Per la strada si trovano mobili, lavatrici, scatole di cartone piene di libri, soprammobili, tappeti... ciò che non serve più, qualcun’altro lo riciclerà. È un modo semplice per disfarsi degli oggetti e una maniera intelligente per limitare i rifiuti; per molti una via alternativa per arredare casa.
Sono molti gli atelier di giovani artigiani che espongono in vetrine oggetti costruiti con materiali riciclati e di recupero. Alcuni sono vere e proprie opere d’arte. Boutique con arredamenti minimali e tubature per l’areazione bene in mostra riflettono la cultura dell’underground metropolitano dei loro giovani proprietari e stilisti, che qui appendono abiti e indumenti da loro disegnati e cuciti. Gioielli ed accessori in plexiglass colorano le teche di questi laboratori sperimentali del giovane commercio urbano. Gallerie d’arte contemporanea accolgono il curioso che si affaccia con musiche d’ambiente e scale di ferro. Studi di grafica e botteghe al piano terra sembrano lavorare tra i passanti, solo un vetro li separa dalla calle.

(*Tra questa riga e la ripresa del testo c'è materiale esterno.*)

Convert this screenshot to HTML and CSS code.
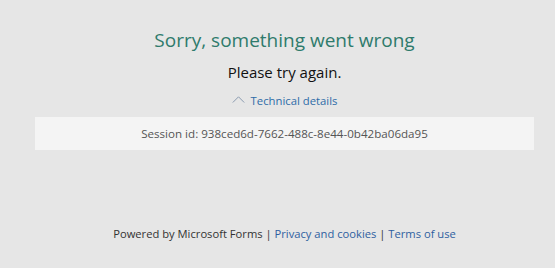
FILE: index.html
```html
<!DOCTYPE html>
<html lang="en">
<head>
<meta charset="utf-8">
<title>Microsoft Forms</title>
<link rel="stylesheet" href="styles.css">
</head>
<body>
<main class="page">
  <section class="error">
    <h1 class="title">Sorry, something went wrong</h1>
    <p class="subtitle">Please try again.</p>
    <button class="details-toggle" type="button">
      <svg class="chevron" width="13" height="7" viewBox="0 0 13 7" aria-hidden="true"><path d="M0.8 6.5 L6.5 0.8 L12.2 6.5" fill="none" stroke="#8a9bb0" stroke-width="1"/></svg>
      <span>Technical details</span>
    </button>
    <div class="session">Session id: 938ced6d-7662-488c-8e44-0b42ba06da95</div>
  </section>
  <footer class="footer">
    <span>Powered by Microsoft Forms</span> | <a href="#">Privacy and cookies</a> | <a href="#">Terms of use</a>
  </footer>
</main>
</body>
</html>
```
FILE: styles.css
```css
html, body {
  margin: 0;
  padding: 0;
  background: #e6e6e6;
}
body {
  font-family: "Open Sans", "Noto Sans", sans-serif;
  color: #222;
}
.page {
  box-sizing: border-box;
  width: 555px;
  height: 268px;
  padding-left: 14px;
  display: flex;
  flex-direction: column;
  align-items: center;
}
.error {
  display: flex;
  flex-direction: column;
  align-items: center;
  width: 100%;
  padding-top: 27px;
}
.title {
  margin: 0;
  font-weight: 400;
  font-size: 19px;
  line-height: 26px;
  color: #2f7b6c;
}
.subtitle {
  margin: 9px 0 0;
  font-size: 15px;
  line-height: 20px;
  color: #111;
}
.details-toggle {
  margin-top: 11px;
  display: flex;
  align-items: center;
  gap: 6px;
  background: none;
  border: 0;
  padding: 0;
  font-family: inherit;
  font-size: 11.3px;
  line-height: 16px;
  color: #2e6ca8;
}
.chevron {
  display: block;
  margin-top: -3px;
}
.session {
  box-sizing: border-box;
  margin-top: 8px;
  width: 499px;
  height: 33px;
  background: #f4f4f4;
  display: flex;
  align-items: center;
  justify-content: center;
  font-size: 11.6px;
  color: #555;
}
.footer {
  margin-top: 76px;
  font-size: 11.2px;
  color: #333;
}
.footer a {
  color: #2e5fa0;
  text-decoration: none;
}
```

Uno de pochi slarghi del quartiere è per metà occupato dalle sedie e dai tavolini di un bar, l’arredamento è curato, bianco e nero, con dei dettagli in rosso, tazze e posate sono oggetti di design. Chi siede porta cravatta e pantaloni con la piega, le donne solitamente una borsetta grande quanto un porta trucco. È all’ora del brunch o dell’aperitivo che i piccoli tavoli rotondi si riempiono e i passanti camminano rasente a chi siede.